Foi exatamente esse tipo de abordagem honesta e imparcial que inspirou a iniciativa de paz africana para a Ucrânia adotada no ano passado. Um grupo de sete chefes de estado africanos assumiu o risco, conseguindo dialogar tanto com o presidente ucraniano Volodymyr Zelensky quanto com o presidente russo Vladimir Putin. Essa iniciativa foi alvo de ridículo em certos círculos, especialmente pela ousadia dos líderes africanos em sair de sua zona de conforto e se envolver em questões além de seu continente — uma ironia que pode passar despercebida para quem não é africano.
A missão foi bem-sucedida ao alcançar dois objetivos principais: iniciar um diálogo entre dois arqui-inimigos, mesmo que por meio de intermediários, e garantir a liberação de grãos ucranianos que estavam bloqueados devido a um cerco marítimo russo. Esses grãos estavam destinados à África, um aspecto pouco conhecido de um jogo de poder global. Sem esses suprimentos, dezenas de milhões poderiam enfrentar a fome.
Isso também tem suas raízes na África, seguindo o mesmo processo do Protocolo de Brazzaville em 1988, que levou ao fim da Guerra de Angola e, pouco depois, à independência da Namíbia, à libertação de Mandela e à eventual criação de uma África do Sul totalmente livre e democrática anos depois.
Em resumo, os países africanos colaboraram com o mundo para encontrar uma solução duradoura para um desafio intratável africano.
Não há comparação entre então e agora, especialmente no papel desempenhado pela África do Sul no conflito em Gaza, anterior à recente eleição geral do país e à formação de um governo de unidade nacional.
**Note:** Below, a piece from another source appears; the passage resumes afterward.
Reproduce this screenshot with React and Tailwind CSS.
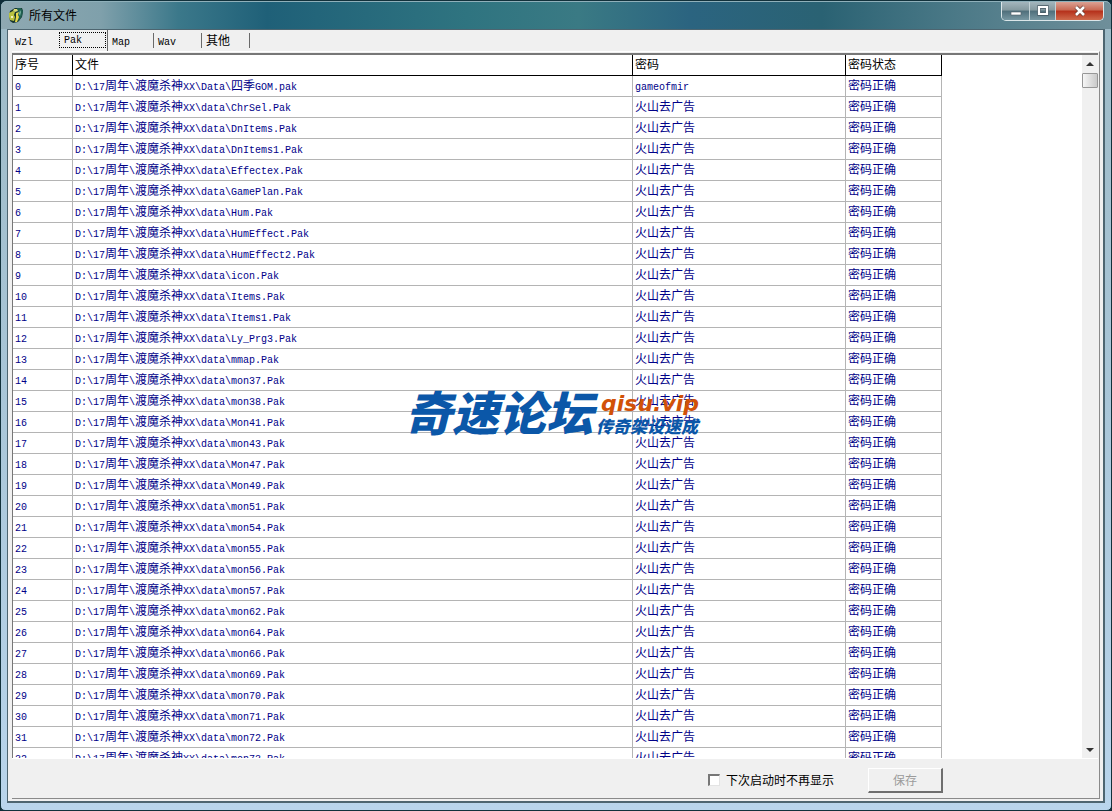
import { useState } from 'react';

// ── Data ──────────────────────────────────────────────────────────────────────

const TABS = [
  { label: 'Wzl', width: 'w-[48px]' },
  { label: 'Pak', width: 'w-[49px]' },
  { label: 'Map', width: 'w-[46px]' },
  { label: 'Wav', width: 'w-[48px]' },
  { label: '其他', width: 'w-[48px]' },
];

const FILES = [
  'Data\\四季GOM.pak', 'data\\ChrSel.Pak', 'data\\DnItems.Pak', 'data\\DnItems1.Pak',
  'data\\Effectex.Pak', 'data\\GamePlan.Pak', 'data\\Hum.Pak', 'data\\HumEffect.Pak',
  'data\\HumEffect2.Pak', 'data\\icon.Pak', 'data\\Items.Pak', 'data\\Items1.Pak',
  'data\\Ly_Prg3.Pak', 'data\\mmap.Pak', 'data\\mon37.Pak', 'data\\mon38.Pak',
  'data\\Mon41.Pak', 'data\\mon43.Pak', 'data\\Mon47.Pak', 'data\\Mon49.Pak',
  'data\\mon51.Pak', 'data\\mon54.Pak', 'data\\mon55.Pak', 'data\\mon56.Pak',
  'data\\mon57.Pak', 'data\\mon62.Pak', 'data\\mon64.Pak', 'data\\mon66.Pak',
  'data\\mon69.Pak', 'data\\mon70.Pak', 'data\\mon71.Pak', 'data\\mon72.Pak',
  'data\\mon73.Pak',
];

const ROWS = FILES.map((file, i) => ({
  path: `D:\\17周年\\渡魔杀神XX\\${file}`,
  password: i === 0 ? 'gameofmir' : '火山去广告',
  state: '密码正确',
}));

// ── Text ──────────────────────────────────────────────────────────────────────

// Latin runs are half as wide as a Chinese character
function Mixed({ text }) {
  return String(text).split(/([\x20-\x7e]+)/).filter(Boolean).map((part, i) =>
    /^[\x20-\x7e]/.test(part)
      ? <span key={i} className="font-['Liberation_Mono',monospace] text-[10px] leading-none">{part}</span>
      : <span key={i}>{part}</span>
  );
}

// ── Title bar ─────────────────────────────────────────────────────────────────

function AppIcon() {
  return (
    <svg viewBox="0 0 16 16" className="w-4 h-4 shrink-0" aria-hidden="true">
      <path d="M2 4 7 1l7 0 1 3-1 6-4 5-5 1-3-2-1-5z" fill="#17352f" />
      <path d="M9 1h4l2 3-1 5-3 5-2-2 1-5z" fill="#1f5f50" />
      <path d="M1 6l4-2 2 1-1 3 1 2-1 4-4-1-1-3z" fill="#b9c23f" />
      <path d="M6 2h3l1 2-3 1-2-1z" fill="#d9dc78" />
      <path d="M8 6l3-1-1 3 1 2-2 5H7l1-5z" fill="#e6d84c" />
      <path d="M3 9h2v2H3z" fill="#f4f3c0" />
      <path d="M12 3l1 2-1 4-1-2z" fill="#79b6a0" />
    </svg>
  );
}

const GLASS_BUTTON = 'flex items-center justify-center border-r border-[#c3d2d6] bg-[linear-gradient(#a3b5bc_0,#84999f_45%,#4f6f7b_50%,#7797a2_100%)]';

function TitleBar() {
  return (
    <header className="flex h-[27px] shrink-0 justify-between pl-[1px] pr-[1px]">
      <div className="flex items-center gap-[5px] pb-[2px]">
        <AppIcon />
        <h1 className="text-[12px] leading-4 text-black">所有文件</h1>
      </div>
      <div className="flex h-[19px] overflow-hidden rounded-b-[5px] border border-t-0 border-[#dbe6e9]">
        <button type="button" aria-label="最小化" className={`${GLASS_BUTTON} w-[28px]`}>
          <svg viewBox="0 0 12 12" className="w-3 h-3"><path d="M1 7h10v3H1z" fill="#fff" stroke="#4d5d66" strokeWidth=".6" /></svg>
        </button>
        <button type="button" aria-label="最大化" className={`${GLASS_BUTTON} w-[26px]`}>
          <svg viewBox="0 0 12 12" className="w-3 h-3"><path d="M2 2h8v7H2z" fill="none" stroke="#455762" strokeWidth="3.4" /><path d="M2 2h8v7H2z" fill="none" stroke="#fff" strokeWidth="2.2" /></svg>
        </button>
        <button type="button" aria-label="关闭" className="flex w-[47px] items-center justify-center bg-[linear-gradient(#dba294_0,#c86852_45%,#b5301a_50%,#cf6a4c_100%)]">
          <svg viewBox="0 0 12 12" className="w-3 h-3"><path d="M2 2l8 8M10 2l-8 8" stroke="#66382f" strokeWidth="4" /><path d="M2 2l8 8M10 2l-8 8" stroke="#fff" strokeWidth="2.6" /></svg>
        </button>
      </div>
    </header>
  );
}

// ── Tabs ──────────────────────────────────────────────────────────────────────

function TabStrip({ active, onSelect }) {
  return (
    <div role="tablist" className="flex h-[21px] shrink-0 -ml-[1px] bg-[#f0f0f0]">
      {TABS.map(({ label, width }) => {
        const selected = label === active;
        return (
          <button
            key={label}
            type="button"
            role="tab"
            aria-selected={selected}
            onClick={() => onSelect(label)}
            className={`${width} h-full text-left leading-4 text-black ${selected ? 'border-r border-[#6a6a6a] pt-[2px] pr-[1px] pb-[3px]' : 'py-[3px]'}`}
          >
            <span
              className={`flex h-full items-center ${selected
                ? 'border border-dotted border-black pl-1 pb-[4px]'
                : `pl-1 pb-[2px] ${label === 'Wzl' ? '' : 'border-r border-[#6a6a6a]'}`}`}
            >
              <span><Mixed text={label} /></span>
            </span>
          </button>
        );
      })}
    </div>
  );
}

// ── File grid ─────────────────────────────────────────────────────────────────

const HEAD_CELL = 'h-[21px] border-r border-b border-black px-[2px] pb-[2px] text-left font-normal text-black';
const BODY_CELL = 'h-[21px] border-r border-b border-[#b4b4b4] px-[2px] pb-[3px] whitespace-nowrap';

function FileTable() {
  return (
    <table className="w-[929px] table-fixed border-separate border-spacing-0 leading-4 text-[#000088]">
      <colgroup>
        <col className="w-[60px]" />
        <col className="w-[560px]" />
        <col className="w-[213px]" />
        <col className="w-[96px]" />
      </colgroup>
      <thead>
        <tr>
          {['序号', '文件', '密码', '密码状态'].map(title => (
            <th key={title} className={HEAD_CELL}>{title}</th>
          ))}
        </tr>
      </thead>
      <tbody>
        {ROWS.map((row, i) => (
          <tr key={row.path}>
            <td className={BODY_CELL}><Mixed text={i} /></td>
            <td className={BODY_CELL}><Mixed text={row.path} /></td>
            <td className={BODY_CELL}><Mixed text={row.password} /></td>
            <td className={BODY_CELL}><Mixed text={row.state} /></td>
          </tr>
        ))}
      </tbody>
    </table>
  );
}

function ScrollBar() {
  return (
    <div className="flex w-[16px] shrink-0 flex-col bg-[#f0f0f0]">
      <button type="button" aria-label="向上" className="flex h-[17px] items-center justify-center">
        <svg viewBox="0 0 8 4" className="w-2 h-1"><path d="M0 4 4 0l4 4z" fill="#333" /></svg>
      </button>
      <div className="mt-[1px] h-[15px] rounded-[1px] border border-[#979797] bg-linear-to-r from-[#f6f6f6] to-[#c9c9c9]" />
      <div className="flex-1" />
      <button type="button" aria-label="向下" className="flex h-[17px] items-center justify-center">
        <svg viewBox="0 0 8 4" className="w-2 h-1"><path d="M0 0h8L4 4z" fill="#333" /></svg>
      </button>
    </div>
  );
}

function Watermark() {
  return (
    <div className="pointer-events-none absolute top-[380px] left-[405px] flex gap-[3px] font-black italic whitespace-nowrap text-[#0b57a8]">
      <span className="text-[47px] leading-[62px]">奇速论坛</span>
      <span className="flex flex-col pt-[14px]">
        <span className="pl-[5px] font-['DejaVu_Sans',sans-serif] text-[22px] leading-[20px] font-bold text-[#d15108]">qisu.vip</span>
        <span className="text-[17px] leading-[24px]">传奇架设速成</span>
      </span>
    </div>
  );
}

// ── Window ────────────────────────────────────────────────────────────────────

export default function App() {
  const [tab, setTab] = useState('Pak');
  const [hideNext, setHideNext] = useState(false);

  return (
    <div className="relative h-screen overflow-hidden bg-[#0e2c38] font-['Noto_Sans_CJK_SC',sans-serif] text-[12px]">
      <div className="h-full rounded-t-[7px] rounded-b-[5px] border border-[#12313b] bg-linear-to-b from-[#9dbac6] via-[#a9c6d8] to-[#b9d5ec]">
        <div className="flex h-full flex-col rounded-t-[6px] border-t border-[#8fb0ba] bg-[linear-gradient(90deg,#8fa9b2_0,#7fa0ab_9%,#3b788a_16%,#1f6078_24%,#2f7480_42%,#3a7a84_52%,#2b6480_62%,#2a6273_74%,#4b7987_86%,#6f8f9a_100%)] bg-[length:100%_27px] bg-no-repeat px-[6px] pb-[7px]">
          <TitleBar />
          <main className="flex min-h-0 flex-1 flex-col border border-r-2 border-b-2 border-[#4d6570] bg-[#f0f0f0] pr-[3px] pb-[2px] pl-[4px]">
            <TabStrip active={tab} onSelect={setTab} />
            <section className="flex min-h-0 flex-1 flex-col border-t border-r border-b border-white border-r-[#8a8a8a] border-b-[#8a8a8a] pt-[1px] pr-[1px]">
              <div className="flex min-h-0 flex-1 border-t-2 border-l border-[#777] bg-white">
                <div className="min-w-0 flex-1 overflow-hidden"><FileTable /></div>
                <ScrollBar />
              </div>
              <footer className="flex h-[40px] shrink-0 items-center justify-end gap-[34px] border-t border-white pt-[3px] pr-[155px]">
                <label className="flex items-center gap-[6px] leading-4 text-black">
                  <input
                    type="checkbox"
                    checked={hideNext}
                    onChange={e => setHideNext(e.target.checked)}
                    className="h-[12px] w-[12px] appearance-none border border-t-2 border-l-2 border-[#e4e4e4] border-t-[#777] border-l-[#777] bg-white checked:bg-[#555]"
                  />
                  下次启动时不再显示
                </label>
                <button
                  type="button"
                  disabled
                  className="h-[25px] w-[75px] border border-r-2 border-b-2 border-white border-r-[#6e6e6e] border-b-[#6e6e6e] text-[#9b9b9b]"
                >
                  保存
                </button>
              </footer>
            </section>
          </main>
        </div>
      </div>
      <Watermark />
    </div>
  );
}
Os esforços recentes da África do Sul em Gaza apenas polarizaram sentimentos e endureceram atitudes, ao contrário dos esforços na Ucrânia.
Há muitas críticas de que o Ocidente deve ter cautela para não empurrar os países africanos não alinhados para os braços da Rússia e da China através de táticas de intimidação e paternalismo. No entanto, a África também não pode buscar interesses sectários às custas de relacionamentos que beneficiam seu povo.
“Comércio, não ajuda” é a chave para desbloquear o potencial inexplorado do Século Africano. A Área de Livre Comércio Continental Africana (AfCFTA) é um passo nessa direção, enquanto o New Deal for Africa proposto pelo presidente Joe Biden é um pilar fundamental.
O advento do novo governo de unidade nacional da África do Sul sugere que as decisões não serão mais tomadas exclusivamente por partidos isolados ou facções dentro deles, mas serão mais ponderadas e baseadas em consenso, refletindo uma compreensão mais profunda das realidades geopolíticas.
Se isso acontecer, há esperança de que a África do Sul possa recuperar a posição que ocupava há 30 anos, beneficiando não apenas seu próprio povo, mas toda a região e o mundo.
*Ivor Ichikowitz é um empresário sul-africano com interesses comerciais globais e um forte compromisso com a África. Ele lidera a Fundação da Família Ichikowitz, que desempenhou um papel significativo no apoio à missão de paz africana na Ucrânia e na Rússia.